I was vaguely aware of the presence of counterculture individuals in New Mexico in the early 1980s. But I never learned much about them, and even today, I find that this aspect of the state’s history remains sparsely documented. Therefore, Benjamin Klein’s Irwin Klein and the New Settlers gives us a welcome new window through which to view these people and their cultural role in the history of the state.

Irwin Klein and the New Settlers is edited by Klein’s nephew, Benjamin Klein, who presents an in-depth view of his uncle’s photographic work on the subject. Born in 1933 in Brooklyn, New York, Irwin Klein received a Master’s degree in English from the University of Chicago in 1956 and was later a PhD student at the University of Minnesota.  His first photos appeared in Modern Photography in 1964, and he was represented in a series of exhibitions thereafter, mainly in New York.

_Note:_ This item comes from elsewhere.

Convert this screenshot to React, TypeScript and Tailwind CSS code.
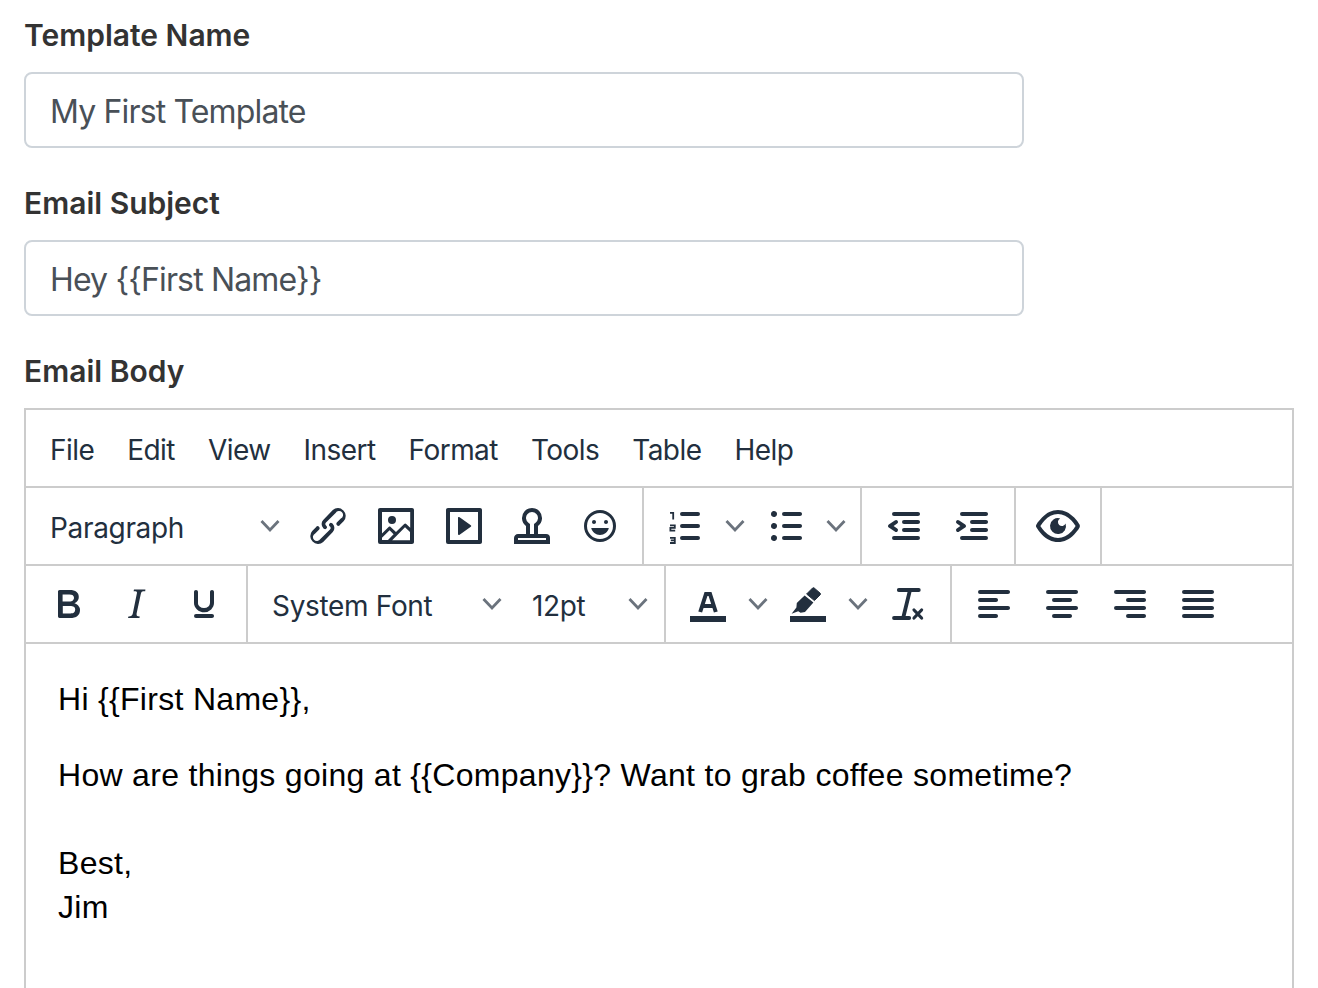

Irwin Klein passed away in New York in 1974 and left a legacy of images of America in a time of transition—among them, photographs of people and places of the counterculture in northern New Mexico from the mid-1960s to the early 1970s.

The work is not comprehensive and the photos chosen are not strictly documentarian, nor are they meant to be. The book is, in many ways, a reflection upon the timeless ethos of growth and reinvention, played out on a national level but experienced locally. As Benjamin Klein himself states in his introduction to the photos, “the adventure I depict is part of a timeless movement, the perennial attempt of human beings to renew the pattern of their lives” (p. 39). For that reason, perhaps, Irwin Klein eschews the use of the word “hippie” to describe the people he photographed, preferring instead the term “new settlers.” These new settlers were, predominantly middle class, white, mostly younger individuals from larger cities who came to rural northern New Mexico to try a new way of living. This new way incorporated practices of nearby traditionally Hispanic villages and Native communities, blended with their own new ideas for social order.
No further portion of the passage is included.